Return all lines with the word "page" in them.

───── Input for this task

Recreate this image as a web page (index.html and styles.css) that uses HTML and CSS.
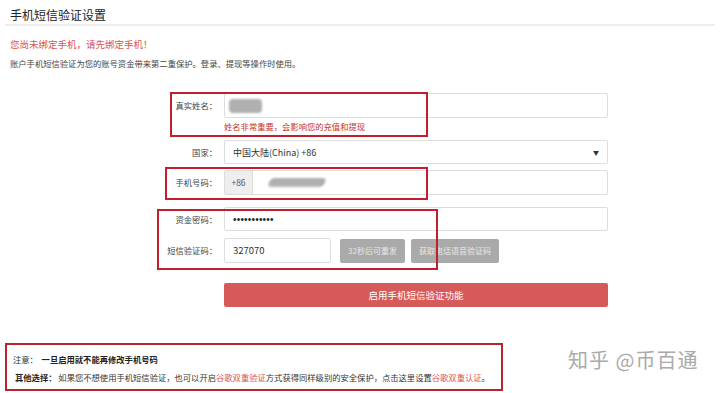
FILE: index.html
```html
<!DOCTYPE html>
<html lang="zh-CN">
<head>
    <meta charset="UTF-8">
    <meta name="viewport" content="width=device-width, initial-scale=1.0">
    <title>手机短信验证设置</title>
    <link rel="stylesheet" href="styles.css">
</head>
<body>
    <div class="page">
        <h2 class="title">手机短信验证设置</h2>
        <p class="warn">您尚未绑定手机，请先绑定手机！</p>
        <p class="desc">账户手机短信验证为您的账号资金带来第二重保护。登录、提现等操作时使用。</p>

        <form class="smsForm">
            <div class="row row-name">
                <label>真实姓名：</label>
                <div class="field">
                    <div class="input"><span class="blur blur-name"></span></div>
                    <p class="hint">姓名非常重要，会影响您的充值和提现</p>
                </div>
            </div>
            <div class="row row-country">
                <label>国家：</label>
                <div class="field">
                    <div class="input select">中国大陆(China) +86<span class="arrow">&#9660;</span></div>
                </div>
            </div>
            <div class="row row-phone">
                <label>手机号码：</label>
                <div class="field">
                    <div class="input group">
                        <span class="addon">+86</span>
                        <span class="blur blur-phone"></span>
                    </div>
                </div>
            </div>
            <div class="row row-pass">
                <label>资金密码：</label>
                <div class="field">
                    <div class="input dots">&bull;&bull;&bull;&bull;&bull;&bull;&bull;&bull;&bull;&bull;&bull;</div>
                </div>
            </div>
            <div class="row row-code">
                <label>短信验证码：</label>
                <div class="field inline">
                    <div class="input code">327070</div>
                    <button type="button" class="grayBtn resend">32秒后可重发</button>
                    <button type="button" class="grayBtn voice">获取电话语音验证码</button>
                </div>
            </div>
            <div class="row row-submit">
                <label></label>
                <div class="field">
                    <button type="button" class="submitBtn">启用手机短信验证功能</button>
                </div>
            </div>
        </form>

        <div class="bottom">
            <div class="notice">
                <p>注意：&nbsp; <b>一旦启用就不能再修改手机号码</b></p>
                <p><b>其他选择：</b> 如果您不想使用手机短信验证，也可以开启<a>谷歌双重验证</a>方式获得同样级别的安全保护，点击这里设置<a>谷歌双重认证</a>。</p>
            </div>
            <div class="mark">知乎 @币百通</div>
        </div>

        <!-- annotation boxes -->
        <div class="anno anno1"></div>
        <div class="anno anno2"></div>
        <div class="anno anno3"></div>
    </div>
</body>
</html>
```

FILE: styles.css
```css
body{
    margin: 0;
    background-color: #fff;
    font-family: "Noto Sans CJK SC", "Liberation Sans", sans-serif;
    color: #333;
}
.page{
    position: relative;
    width: 720px;
    height: 393px;
    overflow: hidden;
}
.title{
    margin: 0 5px;
    padding: 6px 5px 0;
    height: 18px;
    font-size: 12px;
    font-weight: 400;
    line-height: 18px;
    color: #222;
    border-bottom: 2px solid #eee;
}
.warn{
    margin: 11px 10px 0;
    font-size: 9.5px;
    line-height: 14px;
    color: #d9534f;
}
.desc{
    margin: 6px 10px 0;
    font-size: 8.3px;
    line-height: 12px;
    color: #444;
}
/* ___________ form ___________ */
.smsForm{
    margin-top: 24px;
}
.row{
    display: flex;
    align-items: flex-start;
}
.row label{
    width: 217px;
    flex: none;
    text-align: right;
    font-size: 8.3px;
    line-height: 25px;
    color: #444;
    margin-right: 7px;
}
.field{
    width: 384px;
}
.field.inline{
    display: flex;
    align-items: center;
}
.input{
    box-sizing: border-box;
    height: 25px;
    border: 1px solid #ddd;
    border-radius: 2px;
    background-color: #fff;
    padding: 0 8px;
    font-size: 9px;
    line-height: 23px;
    color: #333;
    display: flex;
    align-items: center;
}
.hint{
    margin: 0;
    font-size: 8.3px;
    line-height: 16px;
    color: #c9302c;
}
.row-name{ margin-bottom: 6px; }
.row-country{ margin-bottom: 5px; }
.row-country .input{ height: 24px; }
.row-phone{ margin-bottom: 12px; }
.row-pass{ margin-bottom: 6px; }
.row-pass .input{ height: 24px; }
.dots{
    font-family: "Liberation Sans", sans-serif;
    font-size: 10px;
    letter-spacing: 0.2px;
    color: #222;
}
.row-code{ margin-bottom: 17px; }
.select{
    justify-content: space-between;
}
.arrow{
    font-size: 6px;
    color: #333;
}
.group{
    padding: 0;
}
.addon{
    width: 27px;
    height: 23px;
    background-color: #eee;
    border-right: 1px solid #ddd;
    text-align: center;
    font-size: 8.5px;
    color: #555;
}
.blur{
    display: block;
    background-color: #b0b0b0;
    filter: blur(1.2px);
}
.blur-name{
    width: 33px;
    height: 14px;
    border-radius: 4px;
    margin-left: -4px;
}
.blur-phone{
    width: 56px;
    height: 9px;
    border-radius: 4px;
    margin-left: 16px;
    transform: skewX(-20deg);
}
.code{
    width: 107px;
    font-size: 9.5px;
}
.grayBtn{
    border: none;
    border-radius: 2px;
    background-color: #aaa;
    color: #e8e8e8;
    font-family: inherit;
    font-size: 8px;
    height: 24px;
    padding: 0;
}
.resend{
    width: 65px;
    margin-left: 9px;
}
.voice{
    width: 88px;
    margin-left: 6px;
}
.submitBtn{
    width: 384px;
    height: 24px;
    border: none;
    border-radius: 2px;
    background-color: #d75a5a;
    color: #fff;
    font-family: inherit;
    font-size: 9.5px;
}
/* ___________ bottom ___________ */
.bottom{
    display: flex;
    align-items: flex-start;
    margin-top: 36px;
    padding-left: 5px;
}
.notice{
    box-sizing: border-box;
    width: 498px;
    height: 48px;
    border: 2px solid #b6262e;
    padding: 8px 0 0 6px;
}
.notice p{
    margin: 0 0 6px;
    font-size: 8.3px;
    line-height: 12px;
    color: #333;
}
.notice p:last-child{
    padding-left: 2px;
}
.notice b{
    font-weight: 700;
    color: #222;
}
.notice a{
    color: #d9534f;
}
.mark{
    margin: 2px 0 0 65px;
    font-size: 20px;
    color: #aaa;
    letter-spacing: 1px;
}
.anno{
    position: absolute;
    border: 2px solid #c31e2c;
    box-sizing: border-box;
}
.anno1{ left: 170px; top: 92px; width: 258px; height: 45px; }
.anno2{ left: 165px; top: 167px; width: 263px; height: 33px; }
.anno3{ left: 157px; top: 209px; width: 281px; height: 61px; }
```
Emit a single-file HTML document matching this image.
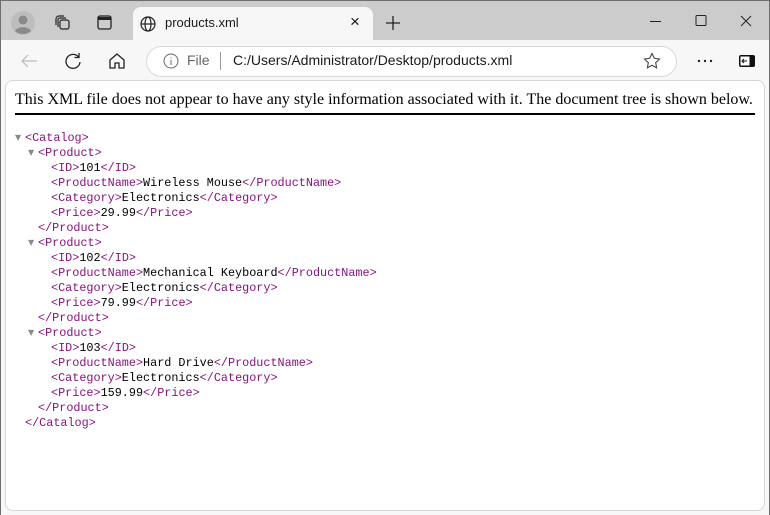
<!DOCTYPE html>
<html><head><meta charset="utf-8"><style>
*{margin:0;padding:0;box-sizing:border-box}
html,body{width:770px;height:515px;overflow:hidden}
body{background:#ccc;position:relative;font-family:"Segoe UI","Liberation Sans",sans-serif}
.win{position:absolute;left:0;top:0;width:770px;height:515px;border:1px solid #6e6e6e;border-bottom:none;background:#cccccc}
.tab{position:absolute;left:133px;top:7px;width:240px;height:34px;background:#f7f7f7;border-radius:8px 8px 0 0}
.tb{position:absolute;left:1px;top:40px;width:768px;height:475px;background:#f7f7f7}
.addr{position:absolute;left:146px;top:46px;width:531px;height:31px;background:#fff;border:1px solid #d9d9d9;border-radius:16px}
.card{position:absolute;left:5px;top:80px;width:760px;height:431px;background:#fff;border:1px solid #d6d6d6;border-radius:8px}
.t{position:absolute;font-size:13px;color:#1a1a1a;white-space:nowrap}
.hdr{position:absolute;left:15px;top:91px;font-family:"Liberation Serif",serif;font-size:16px;color:#000;white-space:nowrap}
.rule{position:absolute;left:15px;top:113px;width:740px;height:2px;background:#000}
.xml{position:absolute;left:0;top:131px;width:760px;font-family:"Liberation Mono",monospace;font-size:11.8px;line-height:15px;color:#000;white-space:nowrap}
.xml div{height:15px;position:relative}
.xml div>span{position:absolute;white-space:pre}
.g{color:#881280}
.tri{color:#8a8a8a;font-size:8px;line-height:15px;font-family:"DejaVu Sans",sans-serif;top:-1px}
</style></head><body>
<div class="win"></div>
<div class="tab"></div>
<div class="tb"></div>
<svg style="position:absolute;left:10px;top:10px" width="26" height="26"><circle cx="13" cy="13" r="12" fill="#bdbdbd"/><circle cx="13" cy="10" r="4.5" fill="#8a8a8a"/><path d="M5 21c2-5 14-5 16 0a12 12 0 0 1-16 0z" fill="#8a8a8a"/></svg>
<svg style="position:absolute;left:54px;top:14px" width="18" height="18" fill="none" stroke="#222" stroke-width="1.2"><rect x="6" y="6" width="9" height="9" rx="2"/><path d="M4 13V6a2 2 0 0 1 2-2h6M2 11V5a3 3 0 0 1 3-3h5"/></svg>
<svg style="position:absolute;left:96px;top:14px" width="18" height="18" fill="none" stroke="#222" stroke-width="1.3"><rect x="2" y="2" width="13" height="13" rx="2"/><path d="M2 4.5h13" stroke-width="3"/></svg>
<svg style="position:absolute;left:139px;top:15px" width="18" height="18" fill="none" stroke="#222" stroke-width="1.2"><circle cx="9" cy="9" r="7"/><ellipse cx="9" cy="9" rx="3" ry="7"/><path d="M2 9h14"/></svg>
<div class="t" style="left:165px;top:15px">products.xml</div>
<div class="t" style="left:350px;top:12px;font-size:17px">×</div>
<svg style="position:absolute;left:385px;top:15px" width="16" height="16" stroke="#222" stroke-width="1.3"><path d="M8 1v14M1 8h14"/></svg>
<svg style="position:absolute;left:650px;top:14px" width="110" height="14" fill="none" stroke="#222" stroke-width="1"><path d="M0 7.5h11"/><rect x="46" y="1.5" width="10" height="10" rx="1"/><path d="M91 2l10 10M101 2l-10 10"/></svg>
<svg style="position:absolute;left:20px;top:53px" width="18" height="16" fill="none" stroke="#bbb" stroke-width="1.2"><path d="M17 8H2M8 2L2 8l6 6"/></svg>
<svg style="position:absolute;left:64px;top:52px" width="18" height="18" fill="none" stroke="#222" stroke-width="1.3"><path d="M14.5 5A7 7 0 1 0 16 10"/><path d="M15 1v4.5h-4.5"/></svg>
<svg style="position:absolute;left:108px;top:52px" width="18" height="18" fill="none" stroke="#222" stroke-width="1.3"><path d="M2 8L9 2l7 6v8h-5v-5H7v5H2z"/></svg>
<div class="addr"></div>
<svg style="position:absolute;left:163px;top:53px" width="16" height="16" fill="none" stroke="#666" stroke-width="1"><circle cx="8" cy="8" r="7"/><path d="M8 7v5M8 4.5v1"/></svg>
<div class="t" style="left:187px;top:52px;color:#666;font-size:14px">File</div>
<div style="position:absolute;left:220px;top:52px;width:1px;height:18px;background:#999"></div>
<div class="t" style="left:233px;top:52px;font-size:14px">C:/Users/Administrator/Desktop/products.xml</div>
<svg style="position:absolute;left:643px;top:52px" width="18" height="18" fill="none" stroke="#444" stroke-width="1.1"><path d="M9 1.5l2.3 4.8 5.2.7-3.8 3.6.9 5.2L9 13.3l-4.6 2.5.9-5.2L1.5 7l5.2-.7z"/></svg>
<svg style="position:absolute;left:697px;top:59px" width="16" height="4" fill="#222"><circle cx="2" cy="2" r="1.2"/><circle cx="8" cy="2" r="1.2"/><circle cx="14" cy="2" r="1.2"/></svg>
<svg style="position:absolute;left:738px;top:53px" width="18" height="16"><rect x="1" y="2" width="16" height="12" rx="2" fill="#111"/><rect x="2.5" y="3.5" width="9" height="9" fill="#fff"/><path d="M9 8H4M6 6L4 8l2 2" stroke="#111" fill="none"/></svg>
<div class="card"></div>
<div class="hdr">This XML file does not appear to have any style information associated with it. The document tree is shown below.</div>
<div class="rule"></div>
<div class="xml"><div><span class="tri" style="left:15px">▼</span><span style="left:25px" class="g">&lt;Catalog&gt;</span></div><div><span class="tri" style="left:28px">▼</span><span style="left:38px" class="g">&lt;Product&gt;</span></div><div><span style="left:51px"><span class="g">&lt;ID&gt;</span>101<span class="g">&lt;/ID&gt;</span></span></div><div><span style="left:51px"><span class="g">&lt;ProductName&gt;</span>Wireless Mouse<span class="g">&lt;/ProductName&gt;</span></span></div><div><span style="left:51px"><span class="g">&lt;Category&gt;</span>Electronics<span class="g">&lt;/Category&gt;</span></span></div><div><span style="left:51px"><span class="g">&lt;Price&gt;</span>29.99<span class="g">&lt;/Price&gt;</span></span></div><div><span style="left:38px" class="g">&lt;/Product&gt;</span></div><div><span class="tri" style="left:28px">▼</span><span style="left:38px" class="g">&lt;Product&gt;</span></div><div><span style="left:51px"><span class="g">&lt;ID&gt;</span>102<span class="g">&lt;/ID&gt;</span></span></div><div><span style="left:51px"><span class="g">&lt;ProductName&gt;</span>Mechanical Keyboard<span class="g">&lt;/ProductName&gt;</span></span></div><div><span style="left:51px"><span class="g">&lt;Category&gt;</span>Electronics<span class="g">&lt;/Category&gt;</span></span></div><div><span style="left:51px"><span class="g">&lt;Price&gt;</span>79.99<span class="g">&lt;/Price&gt;</span></span></div><div><span style="left:38px" class="g">&lt;/Product&gt;</span></div><div><span class="tri" style="left:28px">▼</span><span style="left:38px" class="g">&lt;Product&gt;</span></div><div><span style="left:51px"><span class="g">&lt;ID&gt;</span>103<span class="g">&lt;/ID&gt;</span></span></div><div><span style="left:51px"><span class="g">&lt;ProductName&gt;</span>Hard Drive<span class="g">&lt;/ProductName&gt;</span></span></div><div><span style="left:51px"><span class="g">&lt;Category&gt;</span>Electronics<span class="g">&lt;/Category&gt;</span></span></div><div><span style="left:51px"><span class="g">&lt;Price&gt;</span>159.99<span class="g">&lt;/Price&gt;</span></span></div><div><span style="left:38px" class="g">&lt;/Product&gt;</span></div><div><span style="left:25px" class="g">&lt;/Catalog&gt;</span></div></div>
</body></html>
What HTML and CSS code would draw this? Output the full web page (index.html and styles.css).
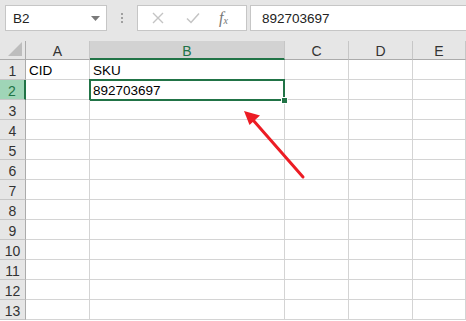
FILE: index.html
```html
<!DOCTYPE html>
<html lang="en">
<head>
    <meta charset="UTF-8">
    <title>Sheet</title>
    <link rel="stylesheet" href="styles.css">
</head>
<body>
    <div class="toolbar">
        <div class="name-box">
            <span>B2</span>
            <svg class="caret" width="9" height="5" viewBox="0 0 9 5"><path d="M0 0h9L4.5 5z" fill="#7a7a7a"/></svg>
        </div>
        <div class="grip"><i></i><i></i><i></i></div>
        <div class="buttons">
            <svg width="12" height="12" viewBox="0 0 12 12"><path d="M1 1l10 10M11 1L1 11" stroke="#c4c4c4" stroke-width="1.4"/></svg>
            <svg width="14" height="12" viewBox="0 0 14 12"><path d="M1 6.5l4 4L13 1.5" stroke="#c4c4c4" stroke-width="1.5" fill="none"/></svg>
            <span class="fx">f<sub>x</sub></span>
        </div>
        <div class="formula">892703697</div>
    </div>

    <div class="sheet">
        <div class="corner"><svg width="14" height="14" viewBox="0 0 14 14"><path d="M14 0v14H0z" fill="#bdbdbd"/></svg></div>
        <div class="col-head">A</div>
        <div class="col-head sel">B</div>
        <div class="col-head">C</div>
        <div class="col-head">D</div>
        <div class="col-head">E</div>

        <div class="row-head">1</div>
        <div class="cell">CID</div>
        <div class="cell">SKU</div>
        <div class="cell"></div><div class="cell"></div><div class="cell"></div>

        <div class="row-head sel">2</div>
        <div class="cell"></div>
        <div class="cell active">892703697<span class="handle"></span></div>
        <div class="cell"></div><div class="cell"></div><div class="cell"></div>

        <div class="row-head">3</div><div class="cell"></div><div class="cell"></div><div class="cell"></div><div class="cell"></div><div class="cell"></div>
        <div class="row-head">4</div><div class="cell"></div><div class="cell"></div><div class="cell"></div><div class="cell"></div><div class="cell"></div>
        <div class="row-head">5</div><div class="cell"></div><div class="cell"></div><div class="cell"></div><div class="cell"></div><div class="cell"></div>
        <div class="row-head">6</div><div class="cell"></div><div class="cell"></div><div class="cell"></div><div class="cell"></div><div class="cell"></div>
        <div class="row-head">7</div><div class="cell"></div><div class="cell"></div><div class="cell"></div><div class="cell"></div><div class="cell"></div>
        <div class="row-head">8</div><div class="cell"></div><div class="cell"></div><div class="cell"></div><div class="cell"></div><div class="cell"></div>
        <div class="row-head">9</div><div class="cell"></div><div class="cell"></div><div class="cell"></div><div class="cell"></div><div class="cell"></div>
        <div class="row-head">10</div><div class="cell"></div><div class="cell"></div><div class="cell"></div><div class="cell"></div><div class="cell"></div>
        <div class="row-head">11</div><div class="cell"></div><div class="cell"></div><div class="cell"></div><div class="cell"></div><div class="cell"></div>
        <div class="row-head">12</div><div class="cell"></div><div class="cell"></div><div class="cell"></div><div class="cell"></div><div class="cell"></div>
        <div class="row-head">13</div><div class="cell"></div><div class="cell"></div><div class="cell"></div><div class="cell"></div><div class="cell"></div>
    </div>

    <!-- annotation arrow -->
    <svg class="arrow" width="466" height="321" viewBox="0 0 466 321">
        <path d="M303 177L253 120" stroke="#ec1c24" stroke-width="3" stroke-linecap="round"/>
        <path d="M244 111l16 4.5-10.5 9.5z" fill="#ec1c24"/>
    </svg>
</body>
</html>
```

FILE: styles.css
```css
*{
    margin: 0;
    padding: 0;
    box-sizing: border-box;
}

body{
    width: 466px;
    height: 321px;
    overflow: hidden;
    background: #ffffff;
    font-family: "Liberation Sans", Arial, sans-serif;
    font-size: 13px;
    color: #000000;
    position: relative;
}

.toolbar{
    height: 41px;
    background: #e6e6e6;
    display: flex;
    align-items: flex-start;
    padding: 5px 0 0 5px;
}

.name-box{
    width: 102px;
    height: 26px;
    background: #ffffff;
    border: 1px solid #c6c6c6;
    display: flex;
    align-items: center;
    justify-content: space-between;
    padding: 0 6px 0 7px;
    font-size: 13.5px;
    color: #222;
}

.grip{
    width: 30px;
    height: 26px;
    display: flex;
    flex-direction: column;
    align-items: center;
    justify-content: center;
    gap: 2px;
}

.grip i{
    width: 2px;
    height: 2px;
    background: #a0a0a0;
}

.buttons{
    width: 110px;
    height: 26px;
    background: #ffffff;
    border: 1px solid #c6c6c6;
    display: flex;
    align-items: center;
    padding-left: 14px;
    gap: 22px;
}

.buttons .fx{
    font-family: "Liberation Serif", serif;
    font-style: italic;
    font-size: 16px;
    color: #777;
    margin-left: -3px;
}

.buttons .fx sub{
    font-size: 10px;
    vertical-align: -1px;
}

.formula{
    flex: 1;
    margin-left: 3px;
    height: 26px;
    background: #ffffff;
    border: 1px solid #c6c6c6;
    border-right: none;
    padding-left: 11px;
    display: flex;
    align-items: center;
    font-size: 13.5px;
    color: #222;
}

.sheet{
    display: grid;
    grid-template-columns: 26px 64px 195px 64px 64px 1fr;
    grid-template-rows: 19px repeat(13, 20px);
}

.corner,
.col-head,
.row-head{
    background: #e6e6e6;
    color: #333;
    display: flex;
    align-items: center;
    justify-content: center;
    border-right: 1px solid #ababab;
    border-bottom: 1px solid #ababab;
    font-size: 14px;
}

.corner{
    align-items: flex-end;
    justify-content: flex-end;
    padding: 0 3px 3px 0;
}

.col-head{
    border-right-color: #c6c6c6;
    border-bottom-color: #ababab;
    padding-top: 2px;
}

.col-head.sel{
    background: #d2d2d2;
    color: #217346;
    border-bottom: 2px solid #217346;
}

.row-head{
    border-bottom-color: #c6c6c6;
    border-right-color: #ababab;
    padding-top: 2px;
}

.row-head.sel{
    background: #9fd5b7;
    color: #217346;
    border-right: 2px solid #217346;
}

.cell{
    border-right: 1px solid #d4d4d4;
    border-bottom: 1px solid #d4d4d4;
    padding: 3px 0 0 3px;
    line-height: 16px;
    font-size: 13.5px;
    white-space: nowrap;
    position: relative;
}

.cell.active::after{
    content: "";
    position: absolute;
    left: -1px;
    top: -1px;
    right: -1px;
    bottom: -2px;
    border: 2px solid #217346;
}

.handle{
    position: absolute;
    right: -4px;
    bottom: -5px;
    width: 7px;
    height: 7px;
    background: #217346;
    border: 1px solid #ffffff;
    z-index: 2;
}

.arrow{
    position: absolute;
    left: 0;
    top: 0;
    pointer-events: none;
}
```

──────────

## Finished task
Recreate this image as a web page (index.html and styles.css) that uses HTML and CSS.
    <div class="page">
.page{
What HTML and CSS code would draw this? Output the full web page (index.html and styles.css).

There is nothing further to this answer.